IGN: It seemed, based on the way Season 1 ended, that you guys have a pretty clear idea of what you want to do in Season 2. Do you know when we might hear an announcement about that?
Del Toro: I’m not able to confirm anything, but when we talked about the series we made a really long arc, for sure, and we knew where we wanted to go. We came up here and there with the occasional bottle episode. Whether it was an episode with the pixies or the floating - where they become super heavy or super light - those were bottle episodes, but they were part of the arc of Angor Rot, nevertheless. Rarely do we do a complete bottle episode, you know? We did one for Gnome Chompsky, because we all fell in love with that character.
IGN: I imagine it’s kind of difficult thinking about a Season 2 after what happened to Anton [Yelchin]. Have there been discussions about how to move forward with the Jim character now?

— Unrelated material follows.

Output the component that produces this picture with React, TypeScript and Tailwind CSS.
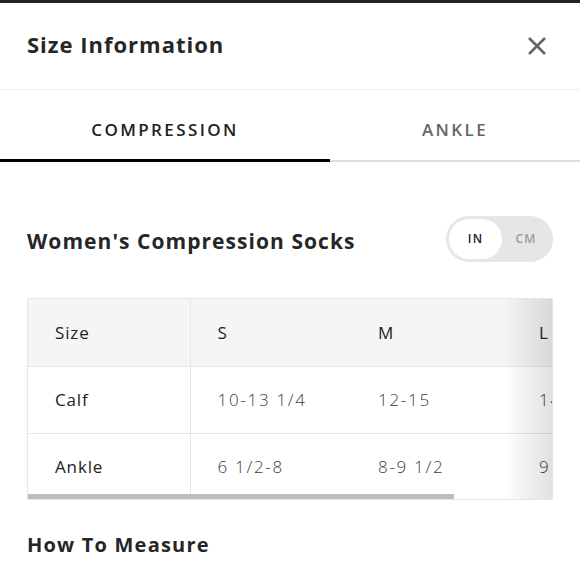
import { useState } from "react";

const rows = [
    { label: "Calf", values: ["10-13 1/4", "12-15", "14-17"] },
    { label: "Ankle", values: ["6 1/2-8", "8-9 1/2", "9 1/2-11"] },
];

const sizes = ["S", "M", "L"];

export default function App() {
    const [tab, setTab] = useState<"compression" | "ankle">("compression");
    const [unit, setUnit] = useState<"in" | "cm">("in");

    return (
        <div className="h-[580px] w-[580px] overflow-hidden bg-white text-[#222]" style={{ fontFamily: "'Open Sans', Lato, sans-serif" }}>
            <div className="h-[3px] bg-[#232323]" />

            {/* Header */}
            <div className="flex h-[87px] items-center justify-between border-b border-[#f0f0f0] pl-[27px] pr-[33px]">
                <h2 className="pb-[3px] text-[22px] font-bold tracking-[0.045em] text-[#262626]">Size Information</h2>
                <button className="text-[#666]" aria-label="Close">
                    <svg width="20" height="20" viewBox="0 0 20 20" fill="none" stroke="currentColor" strokeWidth="2.6">
                        <path d="M2 2L18 18M18 2L2 18" />
                    </svg>
                </button>
            </div>

            {/* Tabs */}
            <div className="flex h-[72px]">
                <button
                    onClick={() => setTab("compression")}
                    className={`w-[330px] border-b-[3px] pt-[10px] text-[17px] font-semibold tracking-[0.14em] ${tab === "compression" ? "border-black text-[#222]" : "border-[#ddd] text-[#666]"}`}
                >
                    COMPRESSION
                </button>
                <button
                    onClick={() => setTab("ankle")}
                    className={`flex-1 pt-[10px] text-[17px] font-semibold tracking-[0.14em] ${tab === "ankle" ? "border-b-[3px] border-black text-[#222]" : "border-b-2 border-[#ddd] text-[#666]"}`}
                >
                    ANKLE
                </button>
            </div>

            {/* Title + unit toggle */}
            <div className="mt-[54px] flex items-center justify-between pl-[27px] pr-[27px]">
                <h3 className="pt-[6px] text-[21px] font-bold tracking-[0.05em] text-[#262626]">Women's Compression Socks</h3>
                <div className="flex h-[46px] w-[107px] items-center rounded-full bg-[#e6e6e6] p-[3px]">
                    <button
                        onClick={() => setUnit("in")}
                        className={`flex h-full w-[53px] items-center justify-center rounded-full text-[12px] font-semibold tracking-[0.1em] ${unit === "in" ? "bg-white text-[#222]" : "text-[#9a9a9a]"}`}
                    >
                        IN
                    </button>
                    <button
                        onClick={() => setUnit("cm")}
                        className={`flex h-full flex-1 items-center justify-center rounded-full text-[12px] font-semibold tracking-[0.1em] ${unit === "cm" ? "bg-white text-[#222]" : "text-[#9a9a9a]"}`}
                    >
                        CM
                    </button>
                </div>
            </div>

            {/* Table */}
            <div className="relative mx-[27px] mt-[36px] h-[202px] overflow-hidden border border-[#e6e6e6]">
                <table className="w-[700px] table-fixed border-collapse text-[17px]">
                    <colgroup>
                        <col className="w-[162px]" />
                        <col className="w-[161px]" />
                        <col className="w-[161px]" />
                        <col className="w-[216px]" />
                    </colgroup>
                    <thead>
                        <tr className="h-[67px] bg-[#f5f5f5]">
                            <th className="border-r border-[#e6e6e6] pl-[27px] text-left font-normal tracking-[0.05em] text-[#222]">Size</th>
                            {sizes.map((s) => (
                                <th key={s} className="pl-[27px] text-left font-normal text-[#222]">{s}</th>
                            ))}
                        </tr>
                    </thead>
                    <tbody>
                        {rows.map((r) => (
                            <tr key={r.label} className="h-[67px] border-t border-[#e6e6e6]">
                                <td className="border-r border-[#e6e6e6] pl-[27px] tracking-[0.05em] text-[#222]">{r.label}</td>
                                {r.values.map((v) => (
                                    <td key={v} className="pl-[27px] font-light tracking-[0.1em] text-[#3c3c3c]">{v}</td>
                                ))}
                            </tr>
                        ))}
                    </tbody>
                </table>
                <div className="pointer-events-none absolute right-0 top-0 h-full w-[48px] bg-gradient-to-r from-black/0 to-black/12" />
                <div className="absolute bottom-0 left-0 h-[5px] w-[426px] bg-[#bdbdbd]" />
            </div>

            <h3 className="mt-[30px] pl-[27px] text-[20px] font-bold tracking-[0.06em] text-[#262626]">How To Measure</h3>
        </div>
    );
}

Del Toro: Yes, and when the time comes we’ll be more forthcoming. With Anton, it really was something that took everyone by surprise, and it was one of the most shocking things, unexpected things. As a man of 52, I could imagine anything but him, who was such a life force, not being able to see everything concluded. He was such a lovely human being and a lovely artist. The whole family was watching Charlie Bartlett about two nights ago, and I was just reminded about how good he was. Not only as an actor, but as a human being.
IGN: Based on the was Season 1 ended, it seems like there’s an opportunity to maybe keep Jim out of the picture for awhile and focus the next season on Toby and Claire initially. Do you think that might be the case?
Del Toro: You know, we’ll probably have it in a direction similar to Season 1. It’s too early to confirm anything.